[start Data supplied]

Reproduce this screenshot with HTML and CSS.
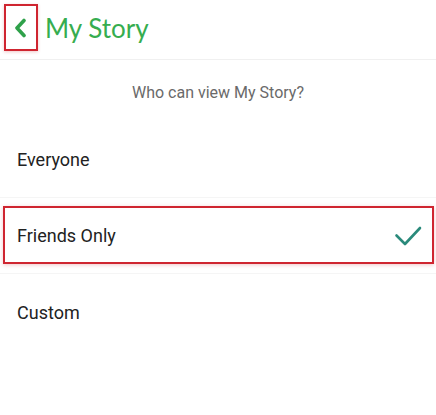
FILE: index.html
```html
<!DOCTYPE html>
<html>
<head>
<meta charset="utf-8">
<link rel="stylesheet" href="styles.css">
</head>
<body>
<div class="screen">
  <header class="header">
    <button class="back" aria-label="Back">
      <svg width="14" height="20" viewBox="0 0 14 20"><path d="M11 2.5 L4 10 L11 17.5" fill="none" stroke="#2fa14a" stroke-width="3.6" stroke-linecap="round" stroke-linejoin="round"/></svg>
    </button>
    <h1 class="title">My Story</h1>
  </header>
  <p class="question">Who can view My Story?</p>
  <ul class="options">
    <li class="option">Everyone</li>
    <li class="option selected">Friends Only
      <svg class="check" width="28" height="20" viewBox="0 0 28 20"><path d="M2.5 9.5 L11 18 L26 2" fill="none" stroke="#2a8a7b" stroke-width="2.6" stroke-linecap="round" stroke-linejoin="round"/></svg>
    </li>
    <li class="option">Custom</li>
  </ul>
</div>
</body>
</html>
```
FILE: styles.css
```css
html, body {
  margin: 0;
  padding: 0;
  background: #ffffff;
}
.screen {
  width: 436px;
  height: 415px;
  overflow: hidden;
  font-family: Roboto, "Liberation Sans", sans-serif;
}
.header {
  height: 60px;
  display: flex;
  align-items: flex-start;
  border-bottom: 1px solid #f0f0f0;
  box-sizing: border-box;
}
.back {
  margin: 4px 0 0 4px;
  width: 34px;
  height: 47px;
  border: 2px solid #cf2530;
  background: transparent;
  padding: 0;
  display: flex;
  align-items: center;
  justify-content: center;
  box-shadow: 0 1px 3px rgba(200, 30, 40, 0.25);
  cursor: pointer;
}
.back svg {
  margin-top: 1px;
  margin-left: -2px;
}
.title {
  margin: 12px 0 0 7px;
  font-family: Lato, "Open Sans", sans-serif;
  font-weight: 400;
  font-size: 26px;
  line-height: 32px;
  color: #36ad4f;
}
.question {
  margin: 23px 0 0 0;
  text-align: center;
  font-size: 16px;
  line-height: 20px;
  color: #6a6a6a;
}
.options {
  list-style: none;
  margin: 19px 0 0 0;
  padding: 0;
}
.option {
  position: relative;
  height: 76px;
  display: flex;
  align-items: center;
  justify-content: space-between;
  padding: 0 17px;
  font-size: 18px;
  color: #222222;
  border-bottom: 1px solid #f5f5f5;
  box-sizing: border-box;
}
.option:last-child {
  border-bottom: none;
}
.selected::after {
  content: "";
  position: absolute;
  left: 3px;
  right: 2px;
  top: 8px;
  bottom: 9px;
  border: 2px solid #cf2530;
  box-shadow: 0 1px 4px rgba(200, 30, 40, 0.25);
  pointer-events: none;
}
.check {
  margin-right: -3px;
}
```
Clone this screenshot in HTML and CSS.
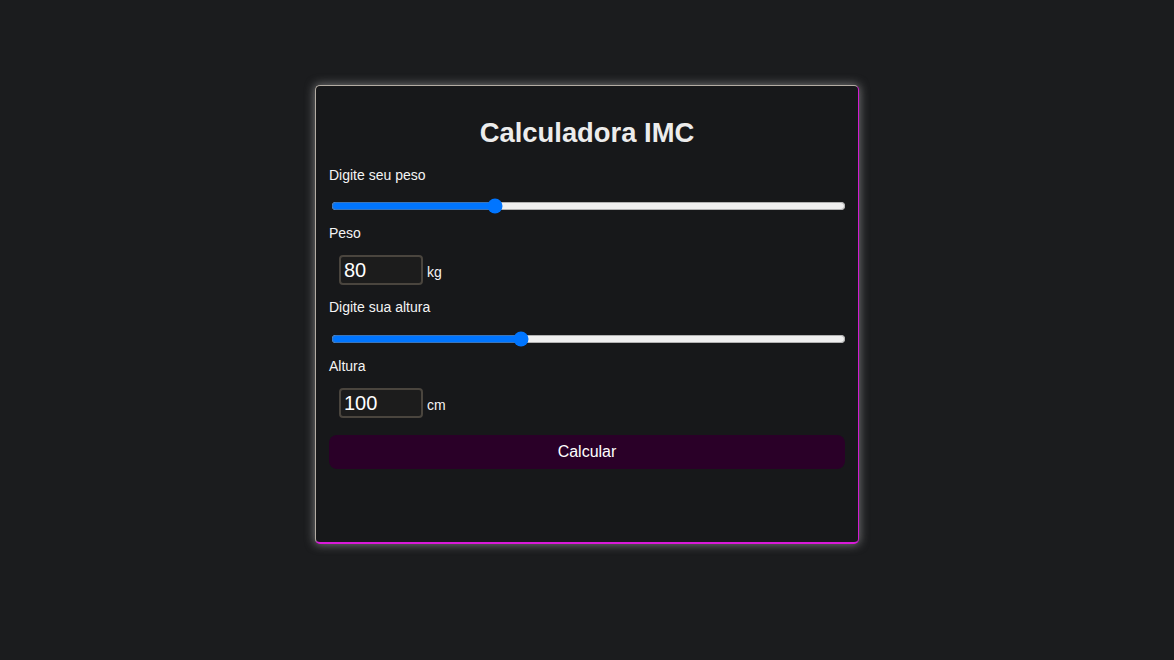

[end Data supplied]

> Problem statement: Restate the data above exactly, stripping out each image.

> Result of the task:
Reproduce this screenshot with HTML and CSS.
FILE: index.html
```html
<!DOCTYPE html>
<html>
<head>
<meta charset="utf-8">
<link rel="stylesheet" href="styles.css">
</head>
<body>
<div class="screen">
  <header class="header">
    <button class="back" aria-label="Back">
      <svg width="14" height="20" viewBox="0 0 14 20"><path d="M11 2.5 L4 10 L11 17.5" fill="none" stroke="#2fa14a" stroke-width="3.6" stroke-linecap="round" stroke-linejoin="round"/></svg>
    </button>
    <h1 class="title">My Story</h1>
  </header>
  <p class="question">Who can view My Story?</p>
  <ul class="options">
    <li class="option">Everyone</li>
    <li class="option selected">Friends Only
      <svg class="check" width="28" height="20" viewBox="0 0 28 20"><path d="M2.5 9.5 L11 18 L26 2" fill="none" stroke="#2a8a7b" stroke-width="2.6" stroke-linecap="round" stroke-linejoin="round"/></svg>
    </li>
    <li class="option">Custom</li>
  </ul>
</div>
</body>
</html>
```
FILE: styles.css
```css
html, body {
  margin: 0;
  padding: 0;
  background: #ffffff;
}
.screen {
  width: 436px;
  height: 415px;
  overflow: hidden;
  font-family: Roboto, "Liberation Sans", sans-serif;
}
.header {
  height: 60px;
  display: flex;
  align-items: flex-start;
  border-bottom: 1px solid #f0f0f0;
  box-sizing: border-box;
}
.back {
  margin: 4px 0 0 4px;
  width: 34px;
  height: 47px;
  border: 2px solid #cf2530;
  background: transparent;
  padding: 0;
  display: flex;
  align-items: center;
  justify-content: center;
  box-shadow: 0 1px 3px rgba(200, 30, 40, 0.25);
  cursor: pointer;
}
.back svg {
  margin-top: 1px;
  margin-left: -2px;
}
.title {
  margin: 12px 0 0 7px;
  font-family: Lato, "Open Sans", sans-serif;
  font-weight: 400;
  font-size: 26px;
  line-height: 32px;
  color: #36ad4f;
}
.question {
  margin: 23px 0 0 0;
  text-align: center;
  font-size: 16px;
  line-height: 20px;
  color: #6a6a6a;
}
.options {
  list-style: none;
  margin: 19px 0 0 0;
  padding: 0;
}
.option {
  position: relative;
  height: 76px;
  display: flex;
  align-items: center;
  justify-content: space-between;
  padding: 0 17px;
  font-size: 18px;
  color: #222222;
  border-bottom: 1px solid #f5f5f5;
  box-sizing: border-box;
}
.option:last-child {
  border-bottom: none;
}
.selected::after {
  content: "";
  position: absolute;
  left: 3px;
  right: 2px;
  top: 8px;
  bottom: 9px;
  border: 2px solid #cf2530;
  box-shadow: 0 1px 4px rgba(200, 30, 40, 0.25);
  pointer-events: none;
}
.check {
  margin-right: -3px;
}
```
Clone this screenshot in HTML and CSS.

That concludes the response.